Common Names: No Common Name
Habit: Encyclia gracilis grows as an epiphyte or terrestrially among leaf detritus and rocks. It produces a very short rhizomatous stem that is covered with secondary stems that are expanded to form elongate pseudobulbs up to 25 cm in length. From the top of the pseudobulb flattened linear leaves emerge that are up to 1 meter in length. The pseudobulb can be a purplish color.
The zygomorphic flowers are arranged in terminal panicles up to 125 cm in height and contain 30-45 flowers that are produced in the spring between November and February. The flowers have bracts and the calyx has three greenish-yellow sepals that turn brownish with age. The corolla has three petals with one forming the labellum. The labellum is three-lobed, starts yellowish-white but develops reddish-purple lines as the flower ages. Two lobes of the labellum wrap around the greenish-yellow column. The column is formed from a fusion of the stamens and ovary into a single structure. The ovary is inferior. The fruit is a capsule at maturity up to 4 cm in length that opens along six suture lines and hangs allowing wind to assist in seed dispersal.

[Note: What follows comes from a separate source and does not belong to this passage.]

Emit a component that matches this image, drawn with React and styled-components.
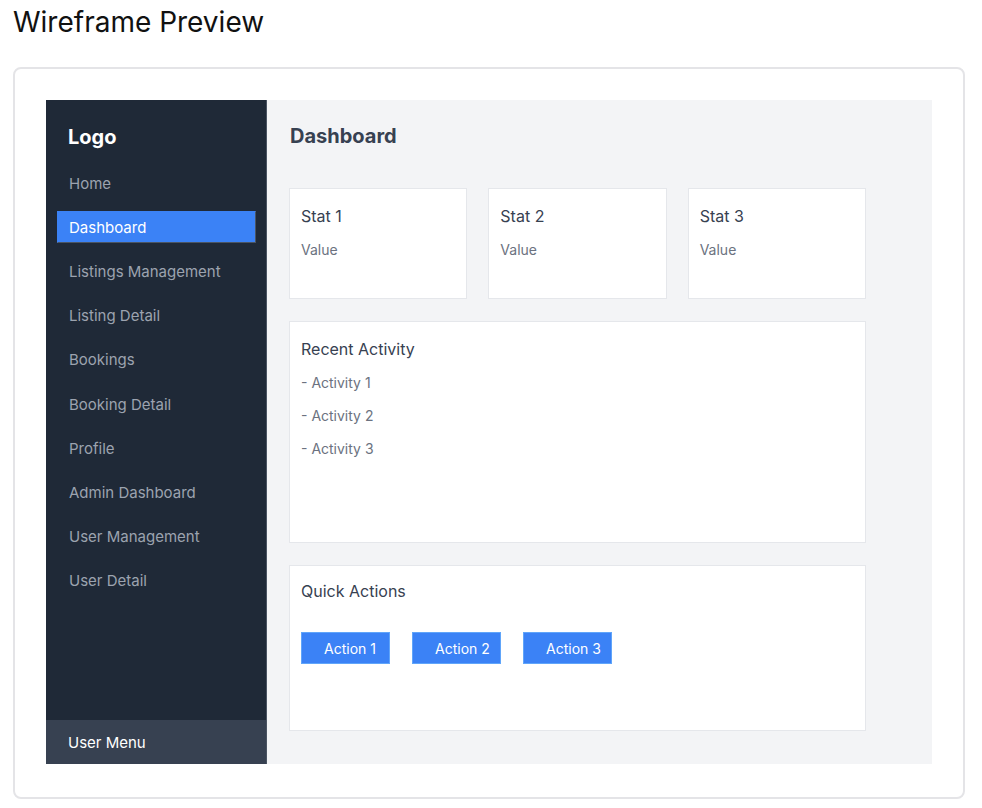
import React from "react";
import styled, { createGlobalStyle } from "styled-components";

const Global = createGlobalStyle`
  html, body { margin: 0; padding: 0; background: #ffffff; }
  body { font-family: Inter, "Noto Sans", "Liberation Sans", sans-serif; -webkit-font-smoothing: antialiased; }
  * { box-sizing: border-box; }
`;

const Page = styled.div`
  padding: 0 0 0 13px;
`;

const PageTitle = styled.h1`
  margin: 6px 0 28px;
  font-size: 28px;
  line-height: 33px;
  font-weight: 400;
  color: #111111;
`;

const PreviewCard = styled.div`
  width: 952px;
  border: 2px solid #e4e4e7;
  border-radius: 8px;
  padding: 31px 31px 33px;
  background: #ffffff;
`;

const Frame = styled.div`
  display: flex;
  height: 664px;
`;

const Sidebar = styled.aside`
  width: 221px;
  flex: none;
  background: #1f2937;
  border-right: 1px solid #4b5563;
  display: flex;
  flex-direction: column;
`;

const SideTop = styled.div`
  flex: 1;
  padding: 23px 10px 0 11px;
  display: flex;
  flex-direction: column;
  gap: 12.2px;
`;

const Logo = styled.div`
  font-size: 20px;
  line-height: 28px;
  font-weight: 700;
  color: #ffffff;
  padding-left: 11px;
  margin-bottom: 4px;
`;

const NavItem = styled.div`
  height: 32px;
  display: flex;
  align-items: center;
  padding-left: 11px;
  font-size: 15px;
  color: ${(p) => (p.$active ? "#ffffff" : "#9ca3af")};
  background: ${(p) => (p.$active ? "#3b82f6" : "transparent")};
  border: 1px solid ${(p) => (p.$active ? "#4b5563" : "transparent")};
  border-left-color: transparent;
  border-top-color: ${(p) => (p.$active ? "#3b82f6" : "transparent")};
`;

const UserMenu = styled.div`
  height: 44px;
  background: #374151;
  display: flex;
  align-items: center;
  padding-left: 22px;
  font-size: 15px;
  color: #ffffff;
`;

const Main = styled.main`
  flex: 1;
  background: #f3f4f6;
  padding: 22px 0 0 22px;
`;

const Content = styled.div`
  width: 577px;
  display: flex;
  flex-direction: column;
`;

const MainTitle = styled.h2`
  margin: 0 0 38px 1px;
  font-size: 20px;
  line-height: 28px;
  font-weight: 700;
  color: #374151;
`;

const StatGrid = styled.div`
  display: grid;
  grid-template-columns: repeat(3, 1fr);
  column-gap: 21px;
  margin-bottom: 22px;
`;

const Card = styled.div`
  background: #ffffff;
  border: 1px solid #e5e7eb;
  height: ${(p) => p.$h}px;
  padding: ${(p) => p.$pt || 15}px 11px 0;
  display: flex;
  flex-direction: column;
  margin-bottom: ${(p) => p.$mb || 0}px;
`;

const CardTitle = styled.div`
  font-size: 16px;
  line-height: 24px;
  color: #374151;
`;

const Muted = styled.div`
  font-size: 14px;
  line-height: 20px;
  color: #6b7280;
`;

const StatValue = styled(Muted)`
  margin-top: 12px;
`;

const ActivityList = styled.div`
  margin-top: 12px;
  display: flex;
  flex-direction: column;
  gap: 13px;
`;

const ButtonRow = styled.div`
  display: flex;
  gap: 22px;
  margin-top: 29px;
`;

const ActionButton = styled.button`
  height: 32px;
  width: 89px;
  padding: 0 0 0 22px;
  text-align: left;
  background: #3b82f6;
  border: 1px solid #60a5fa;
  color: #ffffff;
  font-family: inherit;
  font-size: 14px;
  cursor: pointer;
`;

const nav = [
  "Home",
  "Dashboard",
  "Listings Management",
  "Listing Detail",
  "Bookings",
  "Booking Detail",
  "Profile",
  "Admin Dashboard",
  "User Management",
  "User Detail",
];

export default function App() {
  return (
    <>
      <Global />
      <Page>
        <PageTitle>Wireframe Preview</PageTitle>
        <PreviewCard>
          <Frame>
            <Sidebar>
              <SideTop>
                <Logo>Logo</Logo>
                {nav.map((n) => (
                  <NavItem key={n} $active={n === "Dashboard"}>
                    {n}
                  </NavItem>
                ))}
              </SideTop>
              <UserMenu>User Menu</UserMenu>
            </Sidebar>
            <Main>
              <Content>
                <MainTitle>Dashboard</MainTitle>
                <StatGrid>
                  {["Stat 1", "Stat 2", "Stat 3"].map((s) => (
                    <Card key={s} $h={111}>
                      <CardTitle>{s}</CardTitle>
                      <StatValue>Value</StatValue>
                    </Card>
                  ))}
                </StatGrid>
                <Card $h={222} $mb={22}>
                  <CardTitle>Recent Activity</CardTitle>
                  <ActivityList>
                    <Muted>- Activity 1</Muted>
                    <Muted>- Activity 2</Muted>
                    <Muted>- Activity 3</Muted>
                  </ActivityList>
                </Card>
                <Card $h={166} $pt={13}>
                  <CardTitle>Quick Actions</CardTitle>
                  <ButtonRow>
                    <ActionButton>Action 1</ActionButton>
                    <ActionButton>Action 2</ActionButton>
                    <ActionButton>Action 3</ActionButton>
                  </ButtonRow>
                </Card>
              </Content>
            </Main>
          </Frame>
        </PreviewCard>
      </Page>
    </>
  );
}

Habitat: Encyclia gracilis occurs in Dry Broadleaf Evergreen Formations – Forest/Woodland/Shrublands (Coppice) that have a mixture of species or are palm- dominated.
Distribution in Bahamas/Globally: Encyclia gracilis occurs on all islands in the Bahamian Archipelago. It is considered endemic to the Bahamas.
Medicinal/Cultural/Economic usage: While there are no medicinal uses of Encyclia gracilis, like all orchids they are prized for their beautiful flowers. ALL orchids are protected internationally by the Convention on the International Trade of Endangered Species (CITES) and should not be collected from the wild.